Description of the task:
Read the records and gather each line that includes "this".

Stored rows:
## Begin

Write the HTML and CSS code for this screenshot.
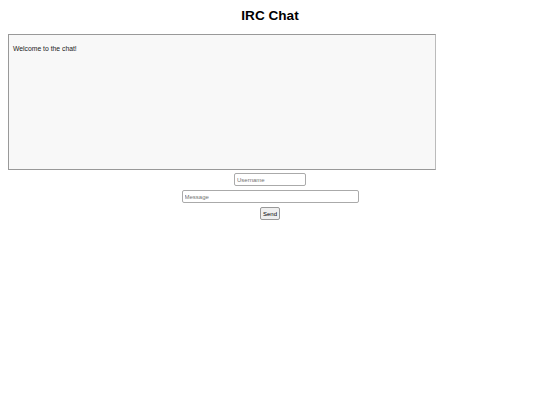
FILE: index.html
```html
<!DOCTYPE html>
<html>
<head>
    <title>IRC Chat</title>
    <link rel="stylesheet" href="styles.css">
</head>
<body>
    <h1 class="title">IRC Chat</h1>

    <div class="chat-box" id="chat">
        <p class="chat-line">Welcome to the chat!</p>
    </div>

    <form class="chat-form" id="chatForm">
        <input type="text" class="username-input" id="username" placeholder="Username">
        <input type="text" class="message-input" id="message" placeholder="Message">
        <button type="submit" class="send-button">Send</button>
    </form>
</body>
</html>
```
FILE: styles.css
```css
body {
    font-family: "Liberation Sans", Arial, sans-serif;
    margin: 8px;
    color: #000;
    background-color: #fff;
}
.title {
    font-size: 13.6px;
    text-align: center;
    margin: 0 0 10px 0;
    line-height: 16px;
}
.chat-box {
    width: 426px;
    height: 134px;
    background-color: #f8f8f8;
    border: 1px solid #999;
    border-right-color: #bbb;
    overflow-y: auto;
}
.chat-line {
    font-size: 6.8px;
    color: #222;
    margin: 10px 4px;
}
.chat-form {
    display: flex;
    flex-direction: column;
    align-items: center;
    gap: 4px;
    margin-top: 3px;
}
.username-input, .message-input {
    font-family: "Liberation Sans", Arial, sans-serif;
    font-size: 6px;
    height: 13px;
    box-sizing: border-box;
    padding: 0 2px;
    border: 1px solid #aaa;
    border-radius: 2px;
    background-color: #fff;
}
.username-input {
    width: 72px;
}
.message-input {
    width: 177px;
}
.send-button {
    font-family: "Liberation Sans", Arial, sans-serif;
    font-size: 6px;
    height: 13px;
    width: 20px;
    padding: 0;
    border: 1px solid #999;
    border-radius: 2px;
    background-color: #efefef;
}
```
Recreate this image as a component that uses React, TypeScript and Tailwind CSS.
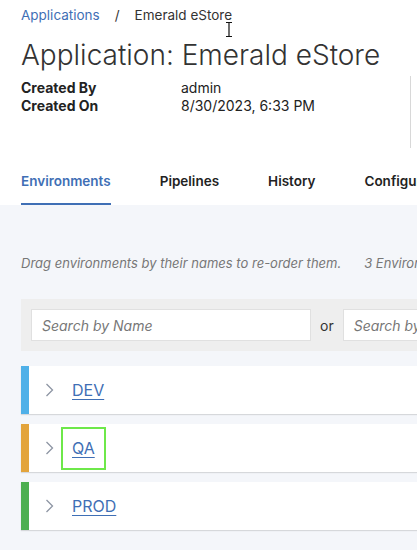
import React from "react";

const envs = [
  { name: "DEV", color: "bg-[#4fb0e8]", focused: false },
  { name: "QA", color: "bg-[#e3a43b]", focused: true },
  { name: "PROD", color: "bg-[#4caf50]", focused: false },
];

function Chevron() {
  return (
    <svg width="10" height="16" viewBox="0 0 10 16" fill="none" className="shrink-0">
      <path d="M1.5 2l6 6-6 6" stroke="#8d95a3" strokeWidth="1.3" />
    </svg>
  );
}

export default function App(): React.JSX.Element {
  return (
    <div
      className="w-[417px] h-[550px] overflow-hidden bg-[#f4f6fa] relative"
      style={{ fontFamily: "Inter, Roboto, sans-serif" }}
    >
      {/* header */}
      <div className="bg-white w-[640px] relative">
        <div className="absolute left-[410px] top-[76px] w-px h-[72px] bg-[#d8d8d8]" />
        <div className="flex items-center pl-[21px] pt-[5px] pb-[2px] text-[13.5px] h-[20px] box-content">
          <span className="text-[#3f6fb5]">Applications</span>
          <span className="ml-[15px] text-[#333]">/</span>
          <span className="ml-[15px] text-[#333]">Emerald eStore</span>
        </div>
        {/* mouse cursor */}
        <svg className="absolute left-[224px] top-[21px]" width="10" height="17" viewBox="0 0 10 17">
          <path d="M2 1.5h6M5 1.5v14M2 15.5h6" stroke="#fff" strokeWidth="3" />
          <path d="M2 1.5h6M5 1.5v14M2 15.5h6" stroke="#111" strokeWidth="1.2" />
        </svg>
        <h1 className="pl-[21px] mt-[9px] text-[28px] leading-[38px] font-light text-[#333]">
          Application: Emerald eStore
        </h1>
        <div className="pl-[21px] mt-[5px] grid grid-cols-[160px_auto] text-[14px] leading-[18px] text-[#222]">
          <span className="font-bold">Created By</span>
          <span>admin</span>
          <span className="font-bold">Created On</span>
          <span>8/30/2023, 6:33 PM</span>
        </div>
        <div className="h-[47px]" />
        <div className="flex gap-[49px] pl-[21px] text-[13.5px] font-semibold text-[#222] h-[43px]">
          <div className="flex flex-col justify-between text-[#3f6fb5]">
            <span className="mt-[9px]">Environments</span>
            <div className="h-[2px] bg-[#3f6fb5]" />
          </div>
          <span className="mt-[9px]">Pipelines</span>
          <span className="mt-[9px]">History</span>
          <span className="mt-[9px]">Configuration</span>
        </div>
      </div>

      {/* body */}
      <div className="pl-[21px] w-[640px]">
        <div className="flex mt-[50px] text-[13px] italic text-[#777] h-[18px] items-center">
          <span>Drag environments by their names to re-order them.</span>
          <span className="ml-[23px]">3 Environments</span>
        </div>
        <div className="mt-[26px] bg-[#eeeeee] h-[52px] flex items-center px-[10px]">
          <div className="w-[280px] h-[32px] bg-white border border-[#e0e0e0] flex items-center px-[10px] text-[14px] italic text-[#777]">
            Search by Name
          </div>
          <span className="text-[14px] text-[#333] ml-[9px] mr-[9px]">or</span>
          <div className="w-[200px] h-[32px] bg-white border border-[#e0e0e0] flex items-center px-[10px] text-[14px] italic text-[#777]">
            Search by Type
          </div>
        </div>
        <div className="mt-[15px] flex flex-col gap-[10px]">
          {envs.map((e) => (
            <div key={e.name} className="h-[48px] bg-white flex items-stretch shadow-[0_1px_1px_rgba(0,0,0,0.12)]">
              <div className={`w-[8px] ${e.color}`} />
              <div className="flex items-center pl-[16px]">
                <Chevron />
                <span
                  className={`ml-[6px] px-[9px] h-[43px] flex items-center text-[16px] text-[#3f6fb5] underline underline-offset-[3px] ${
                    e.focused ? "border-2 border-[#6ee84a]" : "border-2 border-transparent"
                  }`}
                >
                  {e.name}
                </span>
              </div>
            </div>
          ))}
        </div>
      </div>
    </div>
  );
}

## End

The completed task:
Write the HTML and CSS code for this screenshot.
Recreate this image as a component that uses React, TypeScript and Tailwind CSS.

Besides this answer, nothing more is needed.